Look through the records below, and copy out every line that holds the string "React".

▸ **Records for this task**
━━━━━━

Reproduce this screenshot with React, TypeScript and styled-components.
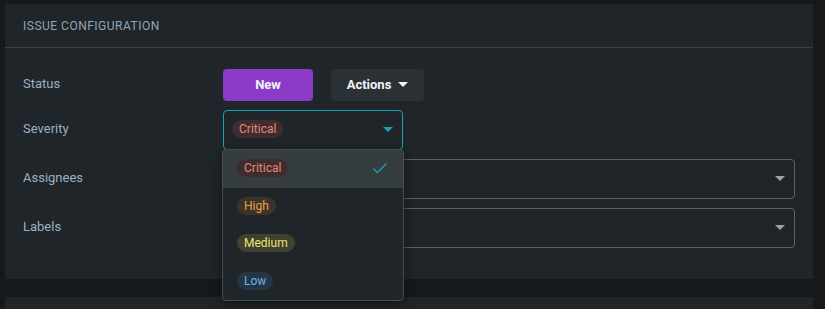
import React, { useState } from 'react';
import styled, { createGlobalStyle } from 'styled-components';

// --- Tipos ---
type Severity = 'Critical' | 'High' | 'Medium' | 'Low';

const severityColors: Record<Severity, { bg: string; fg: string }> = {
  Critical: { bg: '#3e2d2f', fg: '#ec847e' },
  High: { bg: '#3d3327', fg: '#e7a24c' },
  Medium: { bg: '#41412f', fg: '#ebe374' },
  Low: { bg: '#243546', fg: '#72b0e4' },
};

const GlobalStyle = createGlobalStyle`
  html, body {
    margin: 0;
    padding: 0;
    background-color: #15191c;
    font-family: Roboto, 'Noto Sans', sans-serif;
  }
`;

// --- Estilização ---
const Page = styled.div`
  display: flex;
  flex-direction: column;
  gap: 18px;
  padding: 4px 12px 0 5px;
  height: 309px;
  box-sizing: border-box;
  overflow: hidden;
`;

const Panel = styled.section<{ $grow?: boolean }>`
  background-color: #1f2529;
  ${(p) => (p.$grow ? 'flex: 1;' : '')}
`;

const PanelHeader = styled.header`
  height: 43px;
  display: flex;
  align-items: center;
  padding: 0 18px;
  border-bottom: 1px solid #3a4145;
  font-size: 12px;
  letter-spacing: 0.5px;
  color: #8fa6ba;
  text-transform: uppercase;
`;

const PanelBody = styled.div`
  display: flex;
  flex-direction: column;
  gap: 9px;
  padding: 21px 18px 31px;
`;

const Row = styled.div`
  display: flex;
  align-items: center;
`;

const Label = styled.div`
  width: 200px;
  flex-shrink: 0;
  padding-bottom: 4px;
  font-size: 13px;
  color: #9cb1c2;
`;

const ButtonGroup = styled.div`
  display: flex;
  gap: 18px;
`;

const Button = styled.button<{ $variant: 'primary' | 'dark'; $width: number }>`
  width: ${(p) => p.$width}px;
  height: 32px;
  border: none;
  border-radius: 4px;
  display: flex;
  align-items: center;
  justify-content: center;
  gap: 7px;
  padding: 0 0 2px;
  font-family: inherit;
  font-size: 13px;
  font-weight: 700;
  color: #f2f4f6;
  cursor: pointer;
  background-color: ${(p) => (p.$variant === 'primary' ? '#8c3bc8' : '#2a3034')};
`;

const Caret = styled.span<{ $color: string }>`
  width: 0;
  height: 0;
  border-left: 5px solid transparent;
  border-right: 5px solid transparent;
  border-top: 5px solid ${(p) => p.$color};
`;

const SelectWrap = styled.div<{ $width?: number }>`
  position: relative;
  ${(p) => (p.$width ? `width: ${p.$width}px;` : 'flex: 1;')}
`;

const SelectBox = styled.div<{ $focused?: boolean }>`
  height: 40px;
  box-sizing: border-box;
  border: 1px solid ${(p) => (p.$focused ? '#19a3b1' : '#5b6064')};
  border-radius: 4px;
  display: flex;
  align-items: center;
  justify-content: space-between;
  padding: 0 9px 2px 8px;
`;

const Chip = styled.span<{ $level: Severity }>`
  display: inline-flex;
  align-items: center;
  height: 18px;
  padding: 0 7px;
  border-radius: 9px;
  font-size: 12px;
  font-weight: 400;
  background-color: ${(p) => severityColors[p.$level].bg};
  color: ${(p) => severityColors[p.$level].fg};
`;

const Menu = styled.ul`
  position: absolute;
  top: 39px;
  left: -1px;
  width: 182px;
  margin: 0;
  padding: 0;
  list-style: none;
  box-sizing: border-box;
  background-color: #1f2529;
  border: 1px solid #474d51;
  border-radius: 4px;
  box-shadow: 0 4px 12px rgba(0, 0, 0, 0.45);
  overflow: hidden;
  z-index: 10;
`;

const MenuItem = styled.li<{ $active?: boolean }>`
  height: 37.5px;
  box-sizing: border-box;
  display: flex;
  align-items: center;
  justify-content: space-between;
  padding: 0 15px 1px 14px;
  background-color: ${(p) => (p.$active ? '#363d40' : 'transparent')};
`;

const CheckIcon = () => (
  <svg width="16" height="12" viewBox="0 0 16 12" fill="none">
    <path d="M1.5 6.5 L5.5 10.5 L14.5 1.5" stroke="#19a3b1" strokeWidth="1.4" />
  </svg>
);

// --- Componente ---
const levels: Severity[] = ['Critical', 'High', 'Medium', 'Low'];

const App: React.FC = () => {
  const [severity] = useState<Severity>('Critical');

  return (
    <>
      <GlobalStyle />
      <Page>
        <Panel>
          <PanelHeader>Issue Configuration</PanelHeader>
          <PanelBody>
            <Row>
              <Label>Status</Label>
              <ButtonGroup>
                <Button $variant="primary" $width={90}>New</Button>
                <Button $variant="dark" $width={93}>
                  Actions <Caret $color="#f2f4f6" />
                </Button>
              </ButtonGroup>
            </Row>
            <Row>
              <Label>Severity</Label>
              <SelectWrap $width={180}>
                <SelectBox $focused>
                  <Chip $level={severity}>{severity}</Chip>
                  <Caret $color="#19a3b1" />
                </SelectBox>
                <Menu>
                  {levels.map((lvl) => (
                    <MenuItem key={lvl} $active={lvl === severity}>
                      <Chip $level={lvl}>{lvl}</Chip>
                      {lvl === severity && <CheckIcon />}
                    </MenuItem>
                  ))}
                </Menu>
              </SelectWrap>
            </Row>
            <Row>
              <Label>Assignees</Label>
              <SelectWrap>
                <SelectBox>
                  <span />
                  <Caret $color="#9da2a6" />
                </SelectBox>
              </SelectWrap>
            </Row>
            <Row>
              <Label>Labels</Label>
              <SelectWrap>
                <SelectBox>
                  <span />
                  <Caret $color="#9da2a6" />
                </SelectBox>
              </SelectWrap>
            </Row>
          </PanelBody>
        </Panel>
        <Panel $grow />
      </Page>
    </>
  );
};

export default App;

━━━━━━

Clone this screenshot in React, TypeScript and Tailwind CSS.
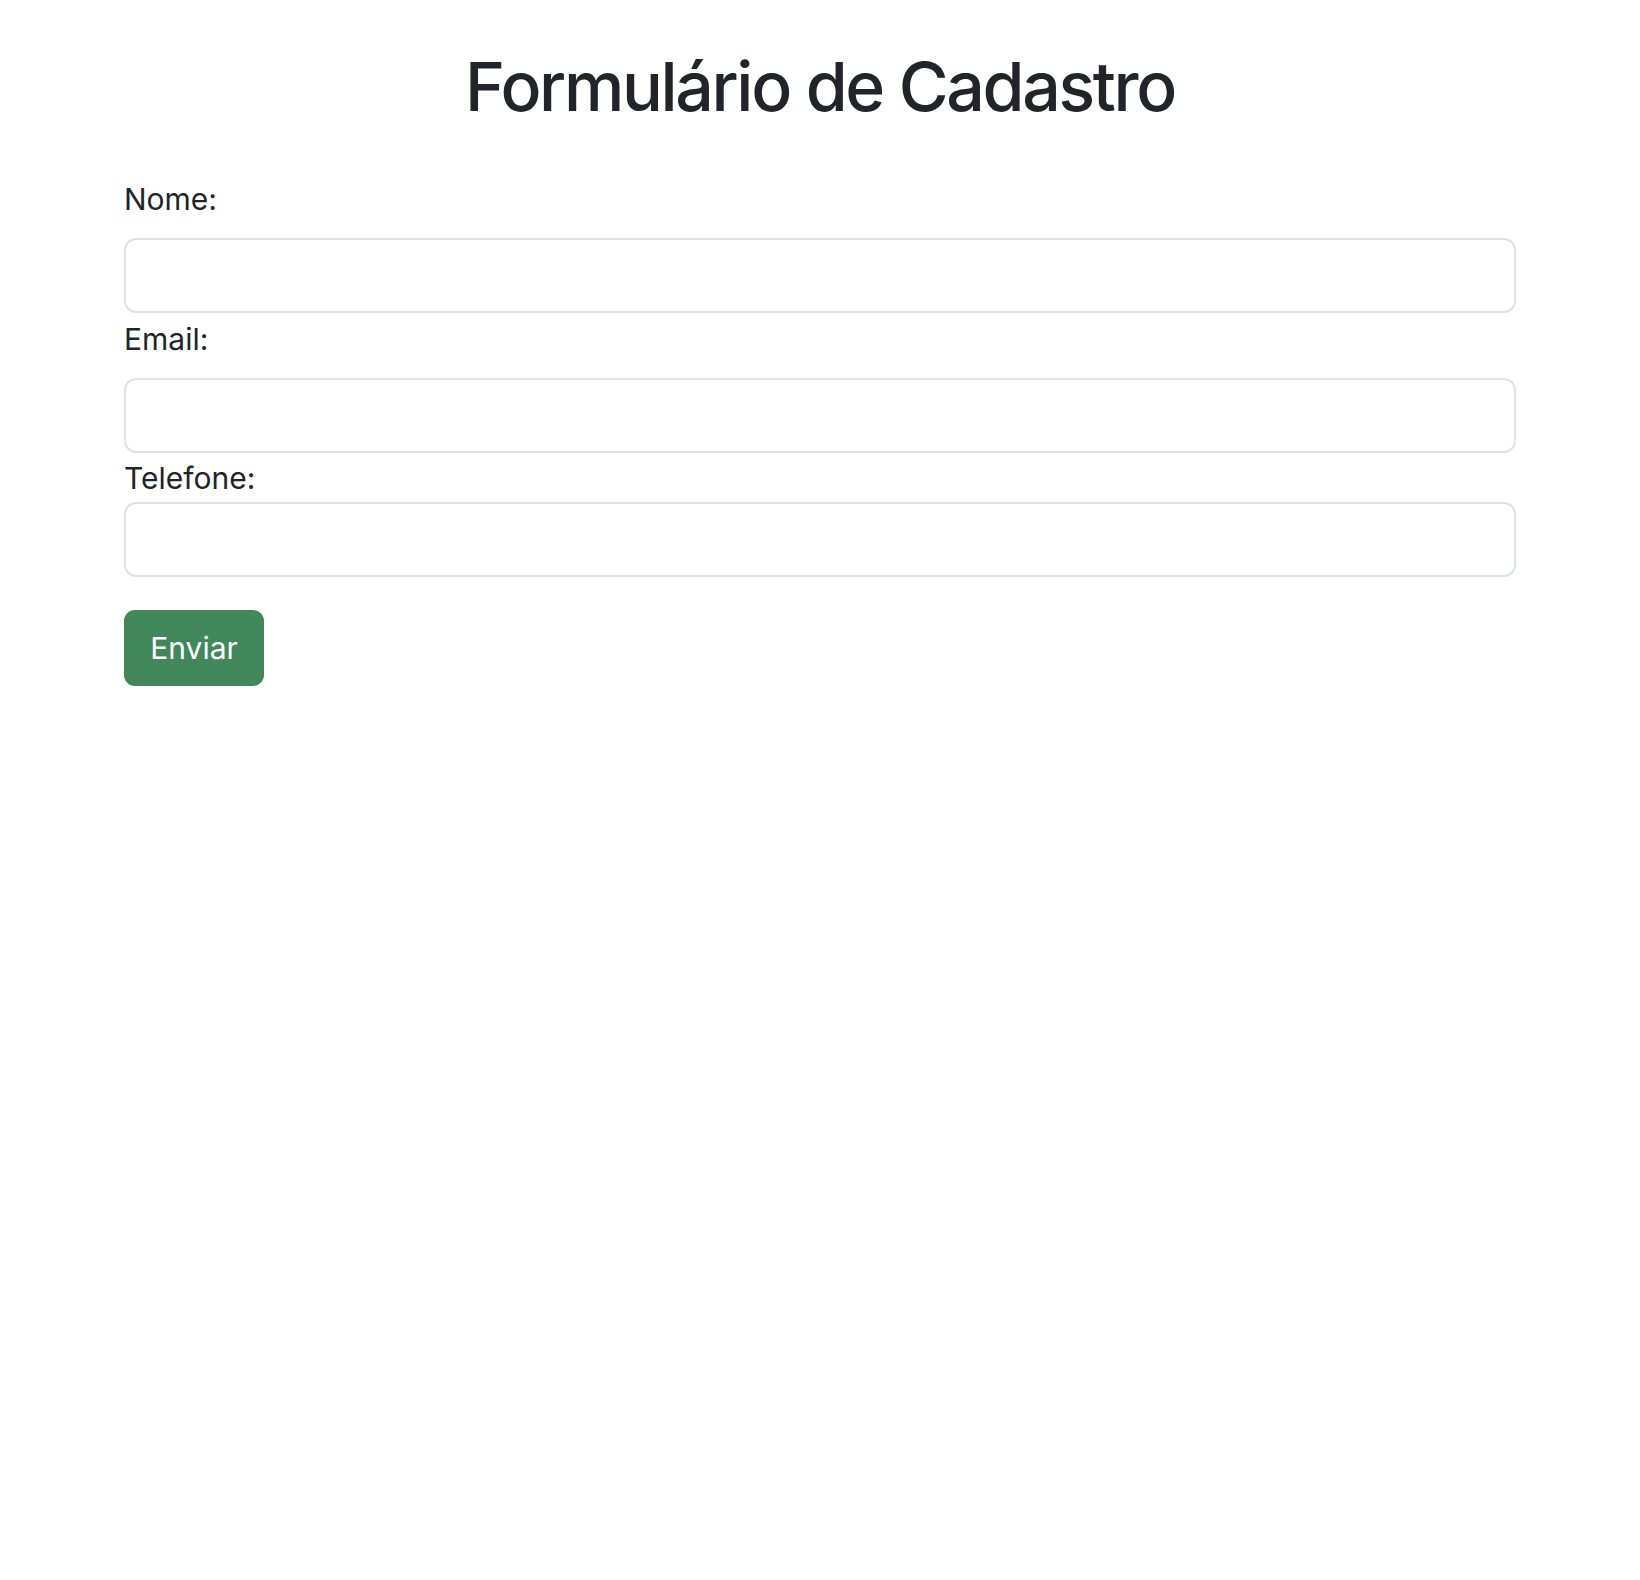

━━━━━━

▸ **Answer to the problem**
Reproduce this screenshot with React, TypeScript and styled-components.
import React, { useState } from 'react';
const App: React.FC = () => {
Clone this screenshot in React, TypeScript and Tailwind CSS.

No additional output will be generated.